Wednesday, June 2, 2010

The Maulana Azad Memorial Lamppost of Panipatnam (Rough Draft)

In the summer of 2005, I met a friend of my grandfather's named Ahmed Paksima and spent an evening listening to him tell stories about his father's life: a life that spanned various eras and was spent across a large range territory in South, Central, and Southeast Asia, a life that shed interesting light on the interwoven histories of those places.

One reason I more or less gave up playwriting to study creative nonfiction in grad school was to learn how to write stories like Ghulam Paksima's in a way that could capture some of their complexity and historical sweep. Once I got to grad school, however, I found that the challenges of writing about lives tied up in a different place's culture and history is very difficult indeed, especially for audiences that aren't terribly invested in history, period.

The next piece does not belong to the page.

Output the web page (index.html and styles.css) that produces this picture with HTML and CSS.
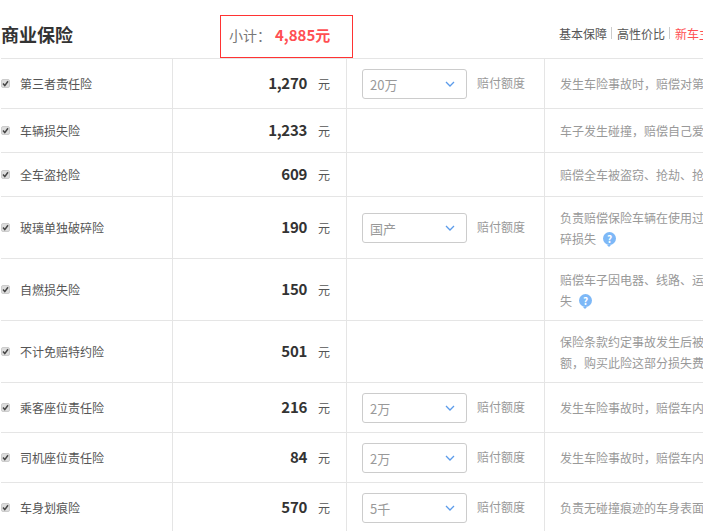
FILE: index.html
```html
<!doctype html>
<html lang="en">
  <head>
    <meta charset="UTF-8" />
    <title>商业保险</title>
    <link rel="stylesheet" href="styles.css">
  </head>
  <body>
    <div class="insurance">
      <!-- Header -->
      <div class="head">
        <h2>商业保险</h2>
        <div class="subtotal">
          <span class="subtotal-label">小计：</span>
          <span class="subtotal-value">4,885元</span>
        </div>
        <div class="plans">
          <span>基本保障</span>
          <i></i>
          <span>高性价比</span>
          <i></i>
          <span class="plan-new">新车主推荐</span>
        </div>
      </div>

      <!-- Rows -->
      <div class="row row-m">
        <div class="cell name"><span class="check"><svg width="7" height="7" viewBox="0 0 7 7"><path d="M1 3.5 L2.8 5.6 L6 1.2" /></svg></span>第三者责任险</div>
        <div class="cell price"><b>1,270</b><span>元</span></div>
        <div class="cell option">
          <div class="select">20万<svg width="10" height="6" viewBox="0 0 10 6"><path d="M1 1 L5 5 L9 1" /></svg></div>
          <span class="option-label">赔付额度</span>
        </div>
        <div class="cell desc"><p>发生车险事故时，赔偿对第三者造成的人身及财产损失</p></div>
      </div>

      <div class="row row-s">
        <div class="cell name"><span class="check"><svg width="7" height="7" viewBox="0 0 7 7"><path d="M1 3.5 L2.8 5.6 L6 1.2" /></svg></span>车辆损失险</div>
        <div class="cell price"><b>1,233</b><span>元</span></div>
        <div class="cell option"></div>
        <div class="cell desc"><p>车子发生碰撞，赔偿自己爱车损失的费用</p></div>
      </div>

      <div class="row row-s">
        <div class="cell name"><span class="check"><svg width="7" height="7" viewBox="0 0 7 7"><path d="M1 3.5 L2.8 5.6 L6 1.2" /></svg></span>全车盗抢险</div>
        <div class="cell price"><b>609</b><span>元</span></div>
        <div class="cell option"></div>
        <div class="cell desc"><p>赔偿全车被盗窃、抢劫、抢夺造成的车辆损失</p></div>
      </div>

      <div class="row row-l">
        <div class="cell name"><span class="check"><svg width="7" height="7" viewBox="0 0 7 7"><path d="M1 3.5 L2.8 5.6 L6 1.2" /></svg></span>玻璃单独破碎险</div>
        <div class="cell price"><b>190</b><span>元</span></div>
        <div class="cell option">
          <div class="select">国产<svg width="10" height="6" viewBox="0 0 10 6"><path d="M1 1 L5 5 L9 1" /></svg></div>
          <span class="option-label">赔付额度</span>
        </div>
        <div class="cell desc"><p>负责赔偿保险车辆在使用过程中，发生本车玻璃单独破</p><p>碎损失<span class="help">?</span></p></div>
      </div>

      <div class="row row-l">
        <div class="cell name"><span class="check"><svg width="7" height="7" viewBox="0 0 7 7"><path d="M1 3.5 L2.8 5.6 L6 1.2" /></svg></span>自燃损失险</div>
        <div class="cell price"><b>150</b><span>元</span></div>
        <div class="cell option"></div>
        <div class="cell desc"><p>赔偿车子因电器、线路、运载货物等自身原因起火的损</p><p>失<span class="help">?</span></p></div>
      </div>

      <div class="row row-l">
        <div class="cell name"><span class="check"><svg width="7" height="7" viewBox="0 0 7 7"><path d="M1 3.5 L2.8 5.6 L6 1.2" /></svg></span>不计免赔特约险</div>
        <div class="cell price"><b>501</b><span>元</span></div>
        <div class="cell option"></div>
        <div class="cell desc"><p>保险条款约定事故发生后被保险人需自行承担一定的金</p><p>额，购买此险这部分损失费用由保险公司赔偿</p></div>
      </div>

      <div class="row row-m">
        <div class="cell name"><span class="check"><svg width="7" height="7" viewBox="0 0 7 7"><path d="M1 3.5 L2.8 5.6 L6 1.2" /></svg></span>乘客座位责任险</div>
        <div class="cell price"><b>216</b><span>元</span></div>
        <div class="cell option">
          <div class="select">2万<svg width="10" height="6" viewBox="0 0 10 6"><path d="M1 1 L5 5 L9 1" /></svg></div>
          <span class="option-label">赔付额度</span>
        </div>
        <div class="cell desc"><p>发生车险事故时，赔偿车内乘客的人身伤亡</p></div>
      </div>

      <div class="row row-m">
        <div class="cell name"><span class="check"><svg width="7" height="7" viewBox="0 0 7 7"><path d="M1 3.5 L2.8 5.6 L6 1.2" /></svg></span>司机座位责任险</div>
        <div class="cell price"><b>84</b><span>元</span></div>
        <div class="cell option">
          <div class="select">2万<svg width="10" height="6" viewBox="0 0 10 6"><path d="M1 1 L5 5 L9 1" /></svg></div>
          <span class="option-label">赔付额度</span>
        </div>
        <div class="cell desc"><p>发生车险事故时，赔偿车内司机的人身伤亡</p></div>
      </div>

      <div class="row row-m">
        <div class="cell name"><span class="check"><svg width="7" height="7" viewBox="0 0 7 7"><path d="M1 3.5 L2.8 5.6 L6 1.2" /></svg></span>车身划痕险</div>
        <div class="cell price"><b>570</b><span>元</span></div>
        <div class="cell option">
          <div class="select">5千<svg width="10" height="6" viewBox="0 0 10 6"><path d="M1 1 L5 5 L9 1" /></svg></div>
          <span class="option-label">赔付额度</span>
        </div>
        <div class="cell desc"><p>负责无碰撞痕迹的车身表面油漆划伤的损失</p></div>
      </div>
    </div>
  </body>
</html>
```

FILE: styles.css
```css
/* Page is cut off by the window on the right and at the bottom */
html,
body {
  margin: 0;
  height: 531px;
  overflow: hidden;
  background-color: #fff;
}

body {
  padding-left: 1px;
  font-family: "Noto Sans CJK SC", "Noto Sans", sans-serif;
  font-size: 12px;
  color: #555;
}

.insurance {
  width: 760px;
}

/* Header */
.head {
  display: flex;
  align-items: flex-end;
  height: 58px;
  border-bottom: 1px solid #e5e5e5;
}

h2 {
  width: 219px;
  margin: 0 0 11px;
  font-size: 18px;
  font-weight: bold;
  line-height: 26px;
  color: #333;
}

.subtotal {
  display: flex;
  align-items: center;
  box-sizing: border-box;
  width: 133px;
  height: 43px;
  padding: 0 0 4px 8px;
  border: 1px solid #f33;
}

.subtotal-label {
  width: 46px;
  font-size: 14px;
  color: #777;
}

.subtotal-value {
  font-size: 15px;
  font-weight: bold;
  color: #ff4f53;
}

.plans {
  display: flex;
  align-items: center;
  height: 18px;
  margin: 0 0 16px 206px;
  color: #555;
}

.plans i {
  width: 1px;
  height: 12px;
  margin: 0 5px 0 4px;
  background-color: #ccc;
}

.plan-new {
  color: #ff4f53;
}

/* Rows */
.row {
  display: grid;
  grid-template-columns: 172px 174px 198px 1fr;
  border-bottom: 1px solid #e5e5e5;
}

.row-s {
  height: 43px;
}

.row-m {
  height: 49px;
}

.row-l {
  height: 61px;
}

.cell {
  display: flex;
  align-items: center;
  box-sizing: border-box;
  border-right: 1px solid #e5e5e5;
}

.check {
  display: flex;
  align-items: center;
  justify-content: center;
  box-sizing: border-box;
  width: 9px;
  height: 9px;
  margin-right: 10px;
  background-color: #ddd;
  border: 1px solid #ccc;
  border-radius: 2px;
}

.check path {
  fill: none;
  stroke: #444;
  stroke-width: 1.5;
}

.name {
  padding-bottom: 1px;
}

.price {
  justify-content: flex-end;
  padding: 0 16px 1px 0;
}

.price b {
  margin: 0 11px 2px 0;
  font-size: 15px;
  letter-spacing: -0.3px;
  color: #333;
}

.option {
  padding-left: 15px;
}

.select {
  display: flex;
  align-items: center;
  justify-content: space-between;
  box-sizing: border-box;
  width: 105px;
  height: 30px;
  padding: 1px 11px 0 7px;
  border: 1px solid #ccc;
  border-radius: 3px;
  font-size: 13px;
  color: #999;
}

.select path {
  fill: none;
  stroke: #5b9bea;
  stroke-width: 1.3;
}

.option-label {
  margin: 0 0 3px 10px;
  color: #999;
}

.desc {
  display: block;
  align-self: center;
  padding-left: 15px;
  border-right: none;
  color: #999;
  white-space: nowrap;
}

.desc p {
  display: flex;
  align-items: center;
  height: 21px;
  margin: 0;
}

/* Help mark: round badge with a small tip below */
.help {
  position: relative;
  width: 13px;
  height: 13px;
  margin: 1px 0 0 7px;
  border-radius: 50%;
  background-color: #7db8f7;
  font-size: 10px;
  font-weight: bold;
  line-height: 13px;
  text-align: center;
  color: #fff;
}

.help::after {
  content: "";
  position: absolute;
  left: 4px;
  bottom: -2px;
  border: 2.5px solid transparent;
  border-bottom: none;
  border-top-color: #7db8f7;
}
```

With this piece, I decided to approach the life of my aunt's father, Ramesh Moses Murala, from a fiction angle instead of a creative nonfiction one. Would readers be less concerned about disorienting history if I could make it obvious that disorientation was part of the desired effect?

Like The Valiant Chattee-Maker, I wrote this piece in a hurry leading up to a 2010 Mayhew Contest deadline (it's interesting how much the potential for prize money plus a due date forces what might otherwise remain scattered thoughts to coalesce into a piece of writing).

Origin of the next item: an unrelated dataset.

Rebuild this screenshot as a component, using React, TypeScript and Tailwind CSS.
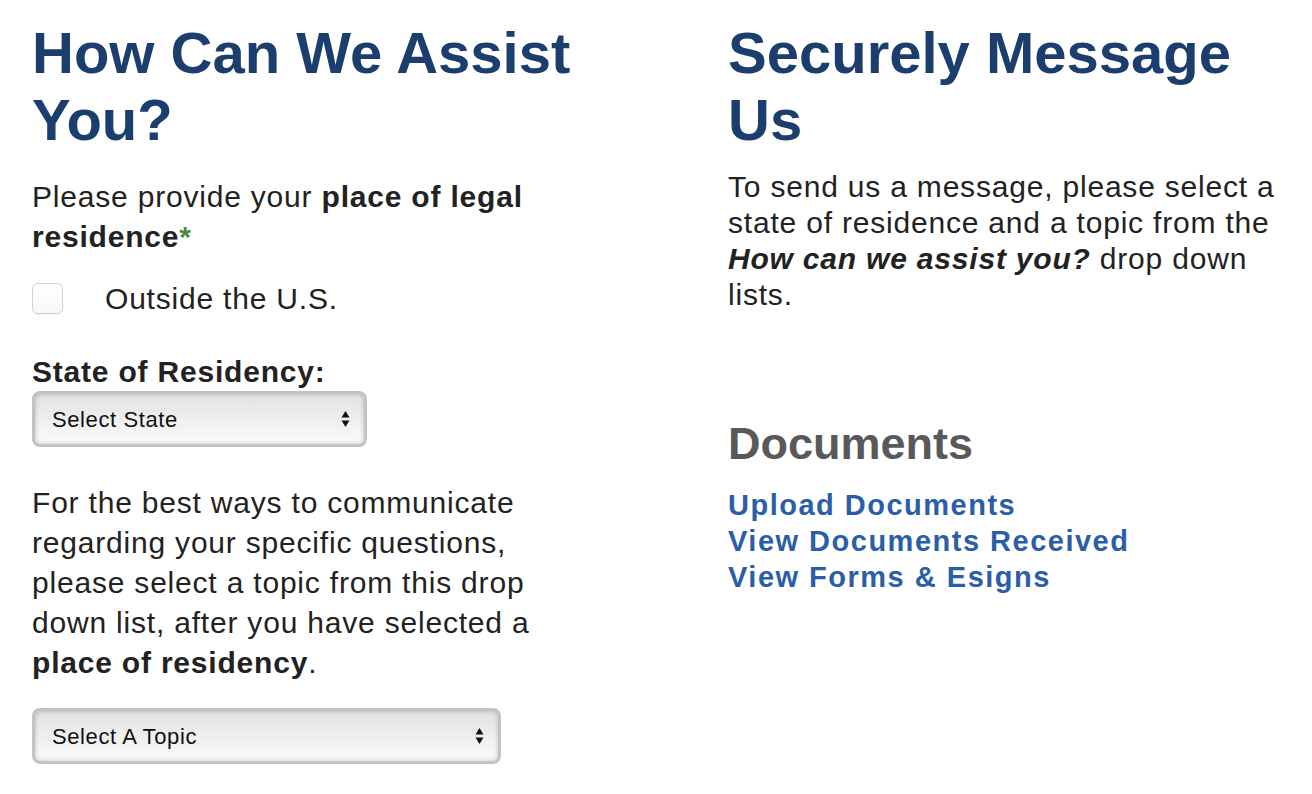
import React from "react";

function SelectBox({ label, width }: { label: string; width: string }) {
  return (
    <div
      className={`${width} h-[56px] flex items-center justify-between rounded-[8px] border-[3px] border-[#c3c3c3] bg-gradient-to-b from-[#e2e2e2] to-[#fbfbfb] shadow-[inset_0_0_5px_rgba(0,0,0,0.22)] pl-[17px] pr-[14px]`}
    >
      <span className="text-[22px] tracking-[0.6px] text-[#111]">{label}</span>
      <svg width="9" height="18" viewBox="0 0 9 18" className="block">
        <polygon points="0.5,7.5 4.5,1 8.5,7.5" fill="#111" />
        <polygon points="0.5,10.5 8.5,10.5 4.5,17" fill="#111" />
      </svg>
    </div>
  );
}

export default function App() {
  return (
    <div className="w-[1312px] h-[794px] overflow-hidden bg-white font-['Liberation_Sans',Arial,sans-serif] flex pl-[32px] pt-[19px] gap-[136px]">
      {/* Left column */}
      <div className="w-[560px] shrink-0">
        <h1 className="m-0 text-[58px] leading-[67px] font-bold text-[#1b3e6e]">
          How Can We Assist You?
        </h1>
        <p className="mt-[24px] text-[30px] leading-[40px] tracking-[0.8px] text-[#222]">
          Please provide your <b>place of legal residence</b>
          <b className="text-[#4b8b3b]">*</b>
        </p>
        <div className="mt-[26px] h-[31px] flex items-center">
          <div className="w-[31px] h-[31px] rounded-[6px] border border-[#d2d2d2] bg-gradient-to-b from-white to-[#f8f8f8] shadow-[0_1px_1px_rgba(0,0,0,0.05)]" />
          <span className="ml-[42px] text-[30px] leading-none tracking-[0.8px] text-[#222]">
            Outside the U.S.
          </span>
        </div>
        <div className="mt-[40px] text-[30px] leading-[36px] font-bold tracking-[0.8px] text-[#222]">
          State of Residency:
        </div>
        <div className="mt-px">
          <SelectBox label="Select State" width="w-[335px]" />
        </div>
        <p className="mt-[36px] text-[30px] leading-[40px] tracking-[0.8px] text-[#222]">
          For the best ways to communicate regarding your specific questions, please select a topic
          from this drop down list, after you have selected a <b>place of residency</b>.
        </p>
        <div className="mt-[25px]">
          <SelectBox label="Select A Topic" width="w-[469px]" />
        </div>
      </div>

      {/* Right column */}
      <div className="w-[580px] shrink-0">
        <h1 className="m-0 text-[58px] leading-[67px] font-bold text-[#1b3e6e]">
          Securely Message Us
        </h1>
        <p className="mt-[16px] text-[30px] leading-[36px] tracking-[0.8px] text-[#222]">
          To send us a message, please select a state of residence and a topic from the{" "}
          <b className="italic">How can we assist you?</b> drop down lists.
        </p>
        <h2 className="mt-[105px] text-[45px] leading-[52px] font-bold text-[#58595b]">
          Documents
        </h2>
        <div className="mt-[17px] flex flex-col text-[29px] leading-[36px] font-bold tracking-[1.5px] text-[#2a5ea8]">
          <a href="#" className="self-start">Upload Documents</a>
          <a href="#" className="self-start">View Documents Received</a>
          <a href="#" className="self-start">View Forms &amp; Esigns</a>
        </div>
      </div>
    </div>
  );
}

In this piece, though, the time constraint was probably a bit too tight: what starts out as an interesting piece subsequently rushes to a conclusion in order to be finished on time. I have ideas about how to improve it, many of them thanks to John Bennion's fiction workshop, but haven't gotten around to finishing another draft yet (it's interesting how the lack of potential prize money and due date allow scattered thoughts to remain scattered).

You can read the draft I entered into the contest here.

The Valiant Chattee-Maker

The Valiant Chattee-Maker is a piece I started back in 2006 based on a request from a friend who was directing a high school drama program in Texas and wanted an original piece to perform for elementary students. Her plans changed, though, and with no immediate monetary incentive to finish, I stopped work until March 2010, when I had solemnly sworn to myself to submit something to the Mayhew playwriting contest at BYU.

The piece is a retelling of an old Indian story my mother found somewhere in a local library once and used to tell us out loud, quite dramatically, afterward. She had also written a play version to be performed by the children in our extended family at one of our family reunions. I was interested in writing a version to be performed by older actors and watched primarily by
children.

While performing with New Play Project on its one-and-only touring show, I'd noticed that Julie Saunders' short, absurdist play "Caution" was particularly popular with children, who seem to love actor energy, especially when couched in comic panic, more than anything about a piece. My hope for this piece was to combine visual appeal and theatricality with that sort of energy.

In a larger sense, I'm also trying in this piece to celebrate shameless cultural mixture. In some cases, our desire to appreciate other cultures leads to a desire to preserve other cultures in some pure, "authentic," unchanging state--which does a disservice to anyone actually working out everyday multicultural life. What I want to present is not so much an Indian past, but an Indian-American present and future where, say, Harpo Marx fits fine into an old folktale. (If you're interested in this idea, you might also want to look at my short story "Tales of Teancum Singh Rosenberg.")

This piece didn't place in the Mayhew Contest. I'd love to see it performed some day, but have no plans or means for doing so.